Troubador owner Jim McCoy and “The Smoking Gun,”
a barbecue smoker that holds a whole pig,
The fire box is in the handle.
By Joe Bageant
Sometimes you overhear a remark so wonderfully prescient you wish you’d said it yourself. Especially if you are a writer. Sitting in back of the Troubadour Club, a West Virginia honky tonk high in the Blue Ridge Mountains, I’m listening to Petie Yost, an auctioneer, talk to Bud Shanholtz, who lives on Social Security and drives a snowplow occasionally during the winter.
Now ole Petie uses exotic economic terms such as “investment return” and “percentage.” He says things like, “I don’t do household auctions ’cause there ain’t no real percentage in it.” Which makes him an economic expert in these beery circles. And right now he is telling Bud why our Social Security and the FDIC do not exist.
“Whadaya mean they don’t exist?” asks Bud.
“Because they are both absolutely broke,” replies Petie. “Tits up. Nada.”
“How do ya mean?”
“Well, it’s like this. If you only have $100, and no job, but you owe $15 on your phone bill, and $700 for your rent and $400 on your credit card, you’re in deep shit. Right? You can’t just pay one of those bills and figure you’re OK. Right?”
“I’d say so” agrees Bud.
“Well, that’s the fix the U.S. Government is in. If you ask if the government has enough money to fund the FDIC during a bank run, and sure as Nellie’s goat eats cans there’s gonna be one, the government says yes. And if you ask if the Social Security checks will keep coming and never bounce, it says yes. But it’s one set of bills that comes out of one government pocket. Ain’t no special safe in Fort Knox where they keep the Social Security money or the FDIC money. So the government pays the $15 light bill and hope people never ask for their bank savings to be covered by the FDIC. Lucky for them, ain’t many people even got savings anyway.”

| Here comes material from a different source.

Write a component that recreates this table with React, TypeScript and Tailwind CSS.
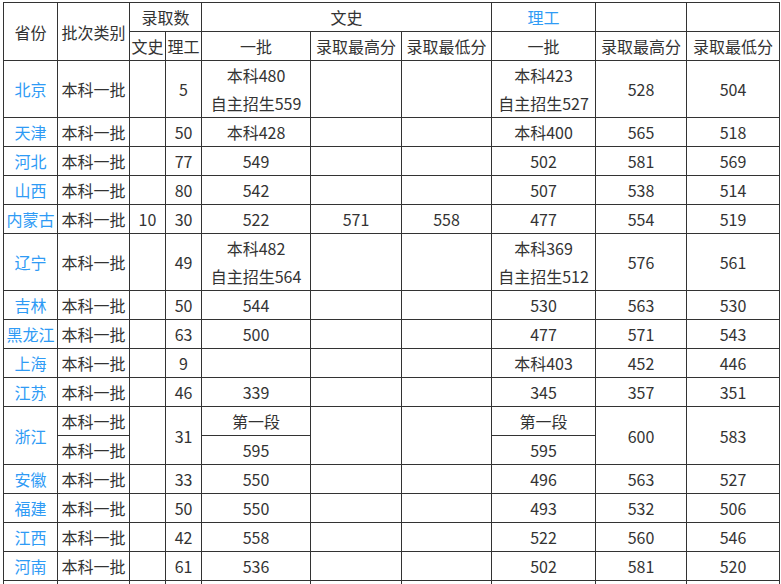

Bud nods and Petie continues.
“Meanwhile, they pay out the Social Security money as it dribbles in from kids flippimg hamburgers, and pay the $15 light bill, and pray to hell the Ay-rabs keep loaning them some dough now and then, until they can pawn off the rest of the country and maybe break even in the long haul. That is, if the bailouts keep the bankers’ shell game going long enough so nobody can figure out what’s up. Of course the bankers ain’t gonna squeal on the whole deal because they’re the only ones getting richer in this thing. But still the government is working out of one pocket where the hundred bucks used to be.”
Bud makes a sour face, and says, “Well, that stinks like a country outhouse in July, don’t it?”
“Worse, I’d say. Nobody expects a whole country to be run out of a shithouse. But everybody figures the shithouse in Washington is full of geniuses.”
I bought them both a round just for the pleasure of hearing some common sense for a change.